> Work to do:
Search the data for the word "Output" and copy every line that contains it.

> Records provided:

○ ○ ○

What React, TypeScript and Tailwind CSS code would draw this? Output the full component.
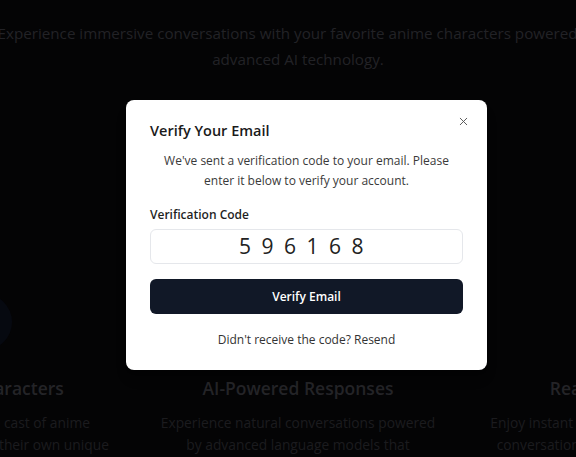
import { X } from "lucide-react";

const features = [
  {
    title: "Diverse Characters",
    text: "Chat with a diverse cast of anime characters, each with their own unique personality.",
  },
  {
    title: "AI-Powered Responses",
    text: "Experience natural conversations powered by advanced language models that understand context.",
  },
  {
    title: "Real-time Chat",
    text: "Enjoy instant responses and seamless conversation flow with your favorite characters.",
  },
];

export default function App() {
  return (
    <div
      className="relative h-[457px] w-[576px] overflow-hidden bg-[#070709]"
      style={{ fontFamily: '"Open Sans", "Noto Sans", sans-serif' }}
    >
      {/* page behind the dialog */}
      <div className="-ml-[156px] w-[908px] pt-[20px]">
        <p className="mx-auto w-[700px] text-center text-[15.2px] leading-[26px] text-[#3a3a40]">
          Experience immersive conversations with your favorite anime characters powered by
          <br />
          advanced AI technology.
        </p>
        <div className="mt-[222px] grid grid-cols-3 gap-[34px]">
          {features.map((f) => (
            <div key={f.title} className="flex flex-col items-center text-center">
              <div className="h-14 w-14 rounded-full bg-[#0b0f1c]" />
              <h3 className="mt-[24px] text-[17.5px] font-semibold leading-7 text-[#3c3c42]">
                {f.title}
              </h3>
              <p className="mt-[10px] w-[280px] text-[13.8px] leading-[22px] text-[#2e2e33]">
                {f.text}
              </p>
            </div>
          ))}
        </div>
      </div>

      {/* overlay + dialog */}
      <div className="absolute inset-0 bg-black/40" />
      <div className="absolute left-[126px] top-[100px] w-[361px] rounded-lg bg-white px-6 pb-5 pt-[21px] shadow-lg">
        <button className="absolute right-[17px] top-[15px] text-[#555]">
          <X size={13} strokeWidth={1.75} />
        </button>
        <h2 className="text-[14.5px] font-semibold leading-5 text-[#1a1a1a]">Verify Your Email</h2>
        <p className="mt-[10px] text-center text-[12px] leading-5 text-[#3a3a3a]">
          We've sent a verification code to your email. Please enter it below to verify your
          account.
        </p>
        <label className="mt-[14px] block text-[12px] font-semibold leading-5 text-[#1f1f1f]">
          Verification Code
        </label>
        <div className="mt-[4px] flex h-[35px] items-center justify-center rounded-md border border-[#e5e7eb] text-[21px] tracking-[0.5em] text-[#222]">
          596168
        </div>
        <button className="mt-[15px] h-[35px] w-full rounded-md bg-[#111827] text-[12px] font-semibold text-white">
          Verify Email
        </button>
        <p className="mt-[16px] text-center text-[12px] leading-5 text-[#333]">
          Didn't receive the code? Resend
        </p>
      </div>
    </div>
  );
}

○ ○ ○

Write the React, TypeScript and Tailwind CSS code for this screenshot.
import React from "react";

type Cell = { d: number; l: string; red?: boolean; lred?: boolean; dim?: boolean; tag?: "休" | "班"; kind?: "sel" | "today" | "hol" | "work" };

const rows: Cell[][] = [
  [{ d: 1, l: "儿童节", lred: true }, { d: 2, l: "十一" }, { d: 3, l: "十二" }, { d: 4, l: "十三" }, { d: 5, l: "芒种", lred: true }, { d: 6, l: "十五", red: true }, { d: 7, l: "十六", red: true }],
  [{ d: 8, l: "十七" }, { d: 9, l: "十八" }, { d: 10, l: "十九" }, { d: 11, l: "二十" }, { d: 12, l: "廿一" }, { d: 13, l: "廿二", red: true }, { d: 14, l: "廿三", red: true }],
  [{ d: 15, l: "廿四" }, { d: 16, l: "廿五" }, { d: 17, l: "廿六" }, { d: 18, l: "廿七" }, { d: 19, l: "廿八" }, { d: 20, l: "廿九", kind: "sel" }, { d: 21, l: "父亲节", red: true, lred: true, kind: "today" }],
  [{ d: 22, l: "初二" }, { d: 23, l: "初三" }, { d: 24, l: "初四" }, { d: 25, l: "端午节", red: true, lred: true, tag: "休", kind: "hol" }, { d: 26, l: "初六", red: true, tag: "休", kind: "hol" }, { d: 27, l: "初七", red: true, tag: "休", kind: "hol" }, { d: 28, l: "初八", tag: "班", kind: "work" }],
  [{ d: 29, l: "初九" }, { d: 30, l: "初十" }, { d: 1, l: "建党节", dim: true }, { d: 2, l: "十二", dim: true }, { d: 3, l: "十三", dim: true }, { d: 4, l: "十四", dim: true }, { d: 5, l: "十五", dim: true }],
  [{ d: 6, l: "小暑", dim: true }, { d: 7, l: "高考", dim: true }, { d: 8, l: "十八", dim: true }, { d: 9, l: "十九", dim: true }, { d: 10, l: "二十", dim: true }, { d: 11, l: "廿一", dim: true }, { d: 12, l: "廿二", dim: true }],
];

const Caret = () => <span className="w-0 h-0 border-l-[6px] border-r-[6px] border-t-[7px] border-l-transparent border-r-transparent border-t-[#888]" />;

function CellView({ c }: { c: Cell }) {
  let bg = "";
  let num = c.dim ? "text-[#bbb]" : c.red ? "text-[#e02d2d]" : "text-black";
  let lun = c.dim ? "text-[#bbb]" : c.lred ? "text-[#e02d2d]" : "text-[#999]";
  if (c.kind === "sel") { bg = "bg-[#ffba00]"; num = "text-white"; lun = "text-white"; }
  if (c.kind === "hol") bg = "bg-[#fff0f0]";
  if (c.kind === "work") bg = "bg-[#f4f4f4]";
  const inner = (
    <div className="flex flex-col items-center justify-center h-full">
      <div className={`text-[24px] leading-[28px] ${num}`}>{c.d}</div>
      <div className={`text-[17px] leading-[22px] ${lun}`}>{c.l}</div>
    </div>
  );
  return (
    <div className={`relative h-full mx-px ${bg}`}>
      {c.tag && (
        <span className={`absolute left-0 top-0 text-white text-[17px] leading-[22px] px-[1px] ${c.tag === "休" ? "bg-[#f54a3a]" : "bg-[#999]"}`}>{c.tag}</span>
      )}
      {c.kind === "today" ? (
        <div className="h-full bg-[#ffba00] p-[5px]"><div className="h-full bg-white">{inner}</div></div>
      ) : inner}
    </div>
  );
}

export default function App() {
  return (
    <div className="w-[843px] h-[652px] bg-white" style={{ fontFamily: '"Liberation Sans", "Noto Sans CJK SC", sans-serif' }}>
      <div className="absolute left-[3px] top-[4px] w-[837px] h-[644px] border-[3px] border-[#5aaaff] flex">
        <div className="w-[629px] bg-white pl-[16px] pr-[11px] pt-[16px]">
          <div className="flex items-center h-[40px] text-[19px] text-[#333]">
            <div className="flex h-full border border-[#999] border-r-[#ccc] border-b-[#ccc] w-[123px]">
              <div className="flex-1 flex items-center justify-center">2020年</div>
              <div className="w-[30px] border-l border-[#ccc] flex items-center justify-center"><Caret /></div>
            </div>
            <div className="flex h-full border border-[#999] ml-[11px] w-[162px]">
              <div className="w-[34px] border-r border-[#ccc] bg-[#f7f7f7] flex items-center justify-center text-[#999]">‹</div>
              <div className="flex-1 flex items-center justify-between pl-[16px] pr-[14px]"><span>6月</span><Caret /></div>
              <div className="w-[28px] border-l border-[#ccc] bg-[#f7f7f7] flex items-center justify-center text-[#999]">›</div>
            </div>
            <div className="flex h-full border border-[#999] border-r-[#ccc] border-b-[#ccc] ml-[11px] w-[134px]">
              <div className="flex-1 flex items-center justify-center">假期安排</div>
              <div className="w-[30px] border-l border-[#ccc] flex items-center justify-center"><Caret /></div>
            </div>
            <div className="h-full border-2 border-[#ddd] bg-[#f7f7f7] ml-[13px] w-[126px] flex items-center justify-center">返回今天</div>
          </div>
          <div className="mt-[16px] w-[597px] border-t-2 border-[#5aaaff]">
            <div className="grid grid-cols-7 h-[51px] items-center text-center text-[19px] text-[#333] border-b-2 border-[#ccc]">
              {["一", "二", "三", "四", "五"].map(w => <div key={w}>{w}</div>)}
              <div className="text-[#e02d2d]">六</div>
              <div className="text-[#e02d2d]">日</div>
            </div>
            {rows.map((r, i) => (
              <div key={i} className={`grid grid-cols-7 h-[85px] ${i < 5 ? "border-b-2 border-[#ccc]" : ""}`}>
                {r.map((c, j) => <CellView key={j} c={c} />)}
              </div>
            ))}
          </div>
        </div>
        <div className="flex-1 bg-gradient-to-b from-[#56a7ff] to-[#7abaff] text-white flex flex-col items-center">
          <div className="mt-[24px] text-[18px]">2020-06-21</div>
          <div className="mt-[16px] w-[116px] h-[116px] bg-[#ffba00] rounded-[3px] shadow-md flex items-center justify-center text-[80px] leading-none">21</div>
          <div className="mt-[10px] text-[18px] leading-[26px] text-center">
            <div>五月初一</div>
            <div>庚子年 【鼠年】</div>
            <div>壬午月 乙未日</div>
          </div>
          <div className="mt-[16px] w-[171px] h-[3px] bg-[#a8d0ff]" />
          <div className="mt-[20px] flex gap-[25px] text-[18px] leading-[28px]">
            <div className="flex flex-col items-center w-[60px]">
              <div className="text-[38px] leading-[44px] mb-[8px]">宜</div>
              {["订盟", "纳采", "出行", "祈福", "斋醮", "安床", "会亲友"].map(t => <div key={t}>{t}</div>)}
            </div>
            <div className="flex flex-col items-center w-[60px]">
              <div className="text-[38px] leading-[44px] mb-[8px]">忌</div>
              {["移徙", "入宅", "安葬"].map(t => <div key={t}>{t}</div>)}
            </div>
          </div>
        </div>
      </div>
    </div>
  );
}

○ ○ ○

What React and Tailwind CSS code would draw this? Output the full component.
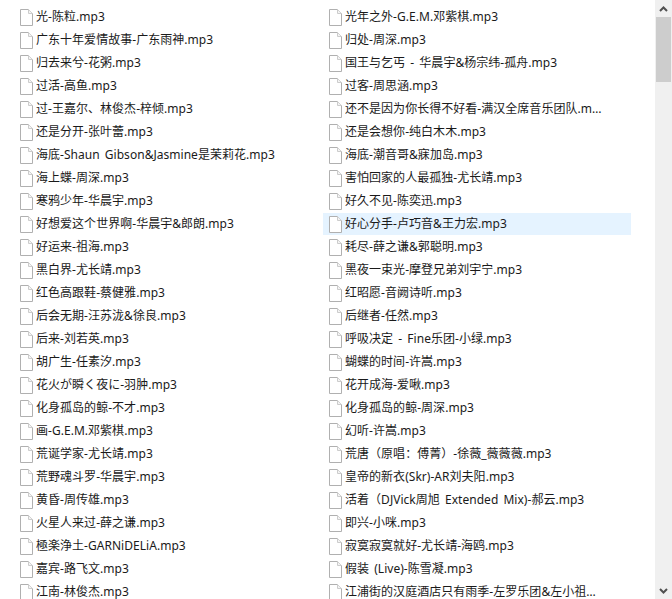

○ ○ ○

> Finished task:
What React, TypeScript and Tailwind CSS code would draw this? Output the full component.
What React and Tailwind CSS code would draw this? Output the full component.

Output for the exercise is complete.